According to still further features in the described preferred embodiments, the pumping means includes a hydraulic motor, connected to the pumping means, and driven by the liquid.
According to still further features in the described preferred embodiments, the pumping means includes a pump selected from the group consisting of a vane pump, an impeller pump, and a gear pump.
According to still further features in the described preferred embodiments, the heat exchanger and the pumping means are solely mechanical, such that any electrical components are disposed remotely from the storage tank.
According to still further features in the described preferred embodiments, the line of the liquid for driving the pumping means is disposed in side-by-side heat-exchange relation with the gas supply line.
According to still further features in the described preferred embodiments, the line of the liquid for driving the pumping means is disposed in coaxial heat-exchange relation with the gas supply line.
According to still further features in the described preferred embodiments, the system further includes (f) an auxiliary heat exchanger, operatively connected to the gas supply line, and disposed in series and downstream with respect to the heat exchanger, for ensuring full vaporization of the liquefied gas.
According to still further features in the described preferred embodiments, the auxiliary heat exchanger is heated by the heat exchange liquid.
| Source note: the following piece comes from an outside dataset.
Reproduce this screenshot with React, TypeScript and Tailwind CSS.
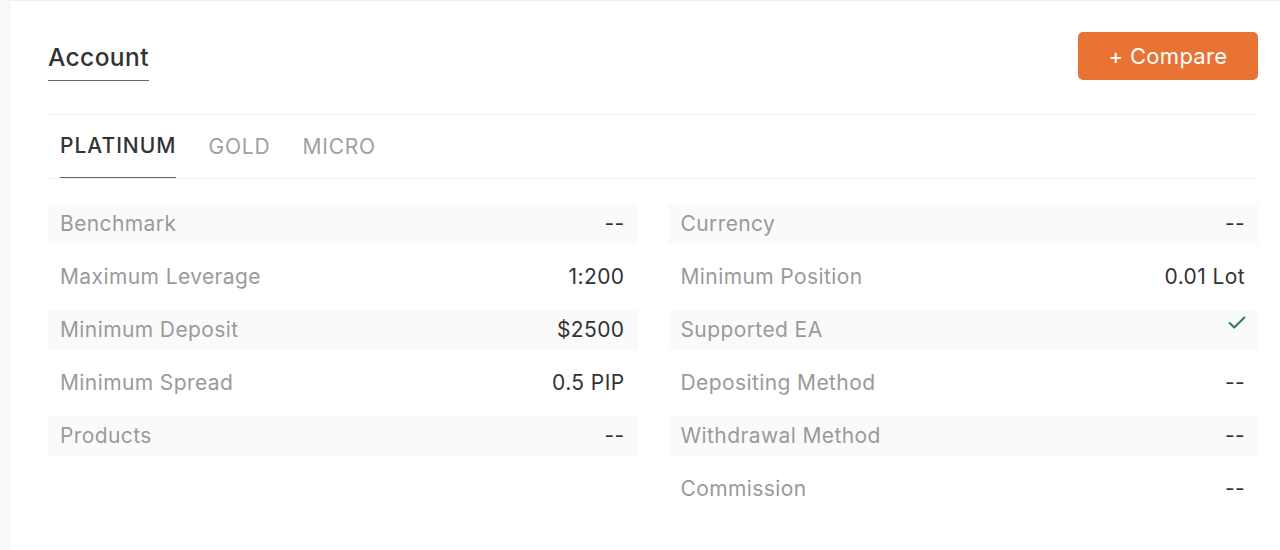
import { Check } from "lucide-react";

const left = [
  { label: "Benchmark", value: "--" },
  { label: "Maximum Leverage", value: "1:200" },
  { label: "Minimum Deposit", value: "$2500" },
  { label: "Minimum Spread", value: "0.5 PIP" },
  { label: "Products", value: "--" },
];

const right = [
  { label: "Currency", value: "--" },
  { label: "Minimum Position", value: "0.01 Lot" },
  { label: "Supported EA", value: "check" },
  { label: "Depositing Method", value: "--" },
  { label: "Withdrawal Method", value: "--" },
  { label: "Commission", value: "--" },
];

function Rows({ items }: { items: { label: string; value: string }[] }) {
  return (
    <div className="flex flex-col gap-[13px]">
      {items.map((item, i) => (
        <div
          key={item.label}
          className={`h-[40px] flex items-center justify-between pl-3 pr-[13px] ${
            i % 2 === 0 ? "bg-[#fafafa]" : ""
          }`}
        >
          <span className="text-[21px] tracking-[0.4px] text-[#9a9a9a]">{item.label}</span>
          {item.value === "check" ? (
            <Check className="w-[22px] h-[22px] text-[#2e7d5b] self-start mt-[2px] -mr-[3px]" strokeWidth={2.3} />
          ) : (
            <span className="text-[21px] tracking-[0.4px] text-[#333]">{item.value}</span>
          )}
        </div>
      ))}
    </div>
  );
}

export default function App() {
  return (
    <div
      className="h-[550px] bg-[#fafafa] pl-[9px] overflow-hidden"
      style={{ fontFamily: "Inter, 'Noto Sans', sans-serif" }}
    >
      <div className="h-full bg-white border-l border-t border-[#f0f0f0] pl-[38px] pr-[22px] pt-[31px]">
        {/* Header */}
        <div className="flex items-start justify-between">
          <div className="pt-[10px]">
            <h2 className="text-[24.5px] leading-[30px] tracking-[0.4px] text-[#333] font-medium pb-[8px] border-b border-[#666] inline-block">
              Account
            </h2>
          </div>
          <button className="w-[180px] h-[48px] rounded-[5px] bg-[#e87335] text-white text-[22px] tracking-[0.3px]">
            + Compare
          </button>
        </div>

        {/* Tabs */}
        <div className="mt-[33px] border-t border-[#f0f0f0] border-b">
          <div className="flex gap-[32px] pl-[12px]">
            <div className="h-[63px] flex items-center text-[21px] font-medium tracking-[1px] text-[#333] border-b border-[#666] -mb-px">
              PLATINUM
            </div>
            <div className="h-[63px] flex items-center text-[21px] tracking-[0.8px] text-[#a0a0a0]">
              GOLD
            </div>
            <div className="h-[63px] flex items-center text-[21px] tracking-[0.8px] text-[#a0a0a0]">
              MICRO
            </div>
          </div>
        </div>

        {/* Details */}
        <div className="grid grid-cols-2 gap-[31px] mt-[25px]">
          <Rows items={left} />
          <Rows items={right} />
        </div>
      </div>
    </div>
  );
}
According to still further features in the described preferred embodiments, the control system is further designed and configured to change a flow direction of the heat exchange liquid.
According to still further features in the described preferred embodiments, the control system is further designed and configured to change a flow direction of the heat exchange liquid in response to an indication from at least one indicator, such that fully vaporized gas is delivered to the consumer.
According to still further features in the described preferred embodiments, the control system is designed and configured to increase a temperature of the heat exchange liquid in response to an indication from at least one indicator, such that fully vaporized gas is delivered to the consumer.